Let's now talk first about the first dart throw (at the original distance).

We know the dart leaves the thrower's hand at a kinetic energy of:

$K E = \left(\frac{1}{2}\right) m {v}^{2} = \left(\frac{1}{2}\right) 18 {\left(25.1\right)}^{2} = 5670 \left(g {m}^{2} / {s}^{2}\right)$

and we know the KE at a distance of 4 feet to be:

$K E = \left(\frac{1}{2}\right) m {v}^{2} = \left(\frac{1}{2}\right) 18 {\left(23.5\right)}^{2} = 4970 \left(g {m}^{2} / {s}^{2}\right)$

We have the distance being traveled by the dart to be the hypotenuse of a triangle 77 inches long and 2 inches deep, so it's:

$\sqrt{{77}^{2} + {2}^{2}} = 77.02$ so we can ignore the idea of needing to figure in the drop from the arm to the target and instead focus on this as being a horizontal straight line.

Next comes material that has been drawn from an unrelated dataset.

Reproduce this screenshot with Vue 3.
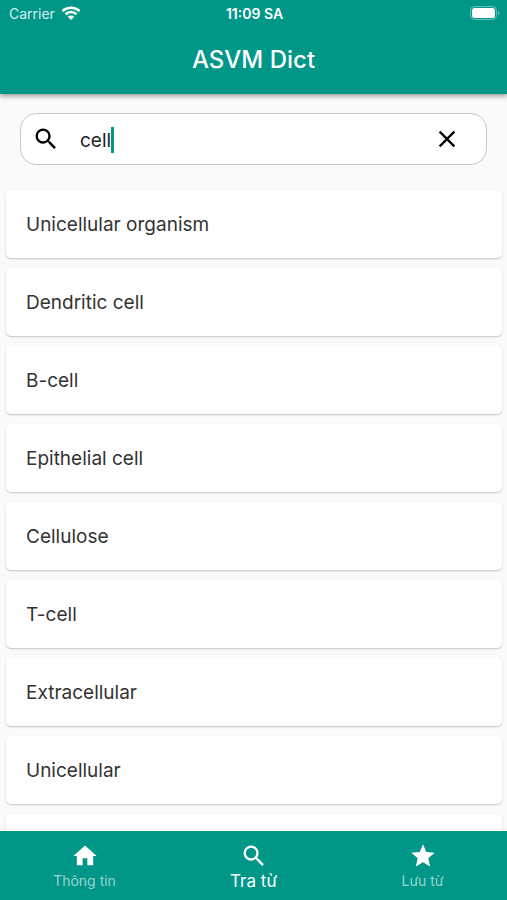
<template>
  <div class="app">
    <header class="app-header">
      <div class="status-bar">
        <div class="status-left">
          <span>Carrier</span>
          <svg class="wifi" viewBox="0 0 20 14" aria-hidden="true">
            <path d="M1.400 5.100C6.200.6 13.800.6 18.600 5.100" />
            <path d="M4.500 8.200c3.100-2.900 7.900-2.900 11 0" />
            <path class="dot" d="M10 14 6.700 10.700c1.900-1.600 4.700-1.600 6.600 0z" />
          </svg>
        </div>
        <span class="status-time">11:09 SA</span>
        <div class="status-right">
          <svg class="battery" viewBox="0 0 30 14" aria-hidden="true">
            <rect class="shell" x="0.5" y="0.5" width="26" height="13" rx="4" />
            <rect x="2" y="2" width="23" height="10" rx="2.5" />
            <path class="cap" d="M28 4.800c1.900.7 1.900 3.700 0 4.400z" />
          </svg>
        </div>
      </div>
      <h1 class="title">ASVM Dict</h1>
    </header>

    <main class="content">
      <div class="search-box">
        <label class="search-label" for="search" aria-label="Search">
          <svg viewBox="0 0 24 24" aria-hidden="true"><path :d="icons.search" /></svg>
        </label>
        <div class="search-field">
          <input id="search" v-model="keyword" class="search-input" type="text" size="2" autocomplete="off" />
          <span class="caret"></span>
        </div>
        <button class="clear-btn" type="button" aria-label="Clear" @click="keyword = ''">
          <svg viewBox="0 0 24 24" aria-hidden="true"><path :d="icons.close" /></svg>
        </button>
      </div>

      <ul class="word-list">
        <li v-for="word in results" :key="word" class="word-card">{{ word }}</li>
        <li class="word-card"></li>
      </ul>
    </main>

    <nav class="tab-bar">
      <button
        v-for="tab in tabs"
        :key="tab.key"
        type="button"
        :class="['tab', { active: activeTab === tab.key }]"
        @click="activeTab = tab.key"
      >
        <svg viewBox="0 0 24 24" aria-hidden="true"><path :d="icons[tab.icon]" /></svg>
        <span class="tab-label">{{ tab.label }}</span>
      </button>
    </nav>
  </div>
</template>

<script setup>
import { ref, computed } from 'vue'

const icons = {
  search: 'M15.5 14h-.79l-.28-.27A6.470 6.470 0 0 0 16 9.500 6.500 6.500 0 1 0 9.500 16c1.610 0 3.090-.59 4.230-1.570l.27.28v.79l5 4.990L20.490 19zm-6 0a4.500 4.500 0 1 1 0-9 4.500 4.500 0 0 1 0 9z',
  close: 'M19 6.410 17.590 5 12 10.590 6.410 5 5 6.410 10.590 12 5 17.590 6.410 19 12 13.410 17.590 19 19 17.590 13.410 12z',
  home: 'M10 20v-6h4v6h5v-8h3L12 3 2 12h3v8z',
  star: 'M12 17.270 18.180 21l-1.640-7.030L22 9.240l-7.190-.61L12 2 9.190 8.630 2 9.240l5.460 4.730L5.820 21z'
}

const words = [
  'Unicellular organism',
  'Dendritic cell',
  'B-cell',
  'Epithelial cell',
  'Cellulose',
  'T-cell',
  'Extracellular',
  'Unicellular'
]

const tabs = [
  { key: 'info', label: 'Thông tin', icon: 'home' },
  { key: 'search', label: 'Tra từ', icon: 'search' },
  { key: 'saved', label: 'Lưu từ', icon: 'star' }
]

const keyword = ref('cell')
const activeTab = ref('search')

const results = computed(() =>
  words.filter((word) => word.toLowerCase().includes(keyword.value.toLowerCase()))
)
</script>

<style>
body {
  margin: 0;
}
</style>

<style scoped>
.app {
  display: flex;
  flex-direction: column;
  height: 100vh;
  overflow: hidden;
  background: #fafafa;
  color: #333;
  font-family: Inter, 'Noto Sans', sans-serif;
}

.app-header {
  position: relative;
  flex: none;
  background: #009688;
  color: #fff;
  box-shadow: 0 2px 5px rgba(0, 0, 0, 0.4);
}

.status-bar {
  display: grid;
  grid-template-columns: 1fr auto 1fr;
  align-items: center;
  height: 26px;
  padding: 0 7px 0 9px;
  font-size: 14px;
}

.status-left {
  display: flex;
  align-items: center;
  gap: 6px;
  color: #d5efec;
}

.wifi {
  width: 20px;
  height: 14px;
  fill: none;
  stroke: #fff;
  stroke-width: 2.6;
}

.wifi .dot {
  fill: #fff;
  stroke: none;
}

.status-time {
  font-weight: 600;
}

.status-right {
  display: flex;
  justify-content: flex-end;
}

.battery {
  width: 30px;
  height: 14px;
  fill: #fff;
}

.battery .shell {
  fill: none;
  stroke: #66c0b8;
}

.battery .cap {
  fill: #66c0b8;
}

.title {
  margin: 0;
  font-size: 24px;
  font-weight: 500;
  line-height: 68px;
  text-align: center;
}

.content {
  flex: 1;
  min-height: 0;
  overflow: hidden;
}

.search-box {
  display: flex;
  align-items: center;
  box-sizing: border-box;
  height: 52px;
  margin: 19px 20px 25px;
  padding: 0 25px 0 11px;
  border: 1px solid #c8c8c8;
  border-radius: 16px;
  background: #fff;
}

.search-label,
.clear-btn {
  display: flex;
  flex: none;
}

.search-box svg {
  width: 28px;
  height: 28px;
  fill: #000;
}

.clear-btn {
  padding: 0;
  border: 0;
  background: none;
  cursor: pointer;
}

.search-field {
  display: flex;
  flex: 1;
  align-items: center;
  min-width: 0;
  padding: 2px 0 0 20px;
}

.search-input {
  field-sizing: content;
  min-width: 1px;
  max-width: 100%;
  padding: 0;
  border: 0;
  outline: 0;
  background: none;
  color: #222;
  font-family: inherit;
  font-size: 19px;
}

.caret {
  flex: none;
  width: 3px;
  height: 26px;
  background: #009688;
}

.word-list {
  display: flex;
  flex-direction: column;
  gap: 10px;
  margin: 0;
  padding: 0 5px 0 6px;
  list-style: none;
}

.word-card {
  box-sizing: border-box;
  min-height: 68px;
  padding: 2px 20px 0;
  border-radius: 5px;
  background: #fff;
  box-shadow: 0 1px 2px rgba(0, 0, 0, 0.22);
  font-size: 19px;
  line-height: 66px;
}

.tab-bar {
  display: flex;
  flex: none;
  height: 69px;
  background: #009688;
}

.tab {
  display: flex;
  flex: 1;
  flex-direction: column;
  align-items: center;
  padding: 11px 0 0;
  border: 0;
  background: none;
  color: #99d5cf;
  font-family: inherit;
  font-size: 14px;
  cursor: pointer;
}

.tab svg {
  width: 28px;
  height: 28px;
  fill: #fff;
}

.tab-label {
  line-height: 22px;
}

.tab.active {
  color: #fff;
  font-size: 17px;
}
</style>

The energy loss due to air friction and whatnot at the 4 ft mark is:

$5670 - 4970 = 700$ and as a percentage of the initial energy, is:

700/5670~=12.5% at the $\frac{48}{77} \cong .6$ distance. We can assume then that there is a total energy loss of:

12.5/.6~=21%, which means the dart impacts the target with an energy of:

$5670 \times \left(1 - .21\right) \cong 4480 \left(g {m}^{2} / {s}^{2}\right)$

I'm going to assume we want the heavier dart to impact the target with the same energy.

Ok - so we're adding 3 inches to the distance. What mass is needed for the dart?

The distance increases from 77 to 80, which is a change of

3/77~=4%

which means the energy loss during flight will be

21%(1.04)~=22%

So that means we want the dart to have an initial energy of:

$\frac{4480}{1 - .22} \cong 5744 \left(g {m}^{2} / {s}^{2}\right)$

Which can be achieved this way:

$K E = 5744 = \left(\frac{1}{2}\right) m {v}^{2} = \left(\frac{1}{2}\right) m {\left(25.1\right)}^{2} \implies m \cong 18.25 g$

So if I've got everything assumed and calculated correctly, by adding a tiny bit of weight, namely $\frac{1}{4} g$, you'll achieve the target without a need to change the arm swing.

Now it's time for someone else to go off and validate (or refute) this theory with some actual results!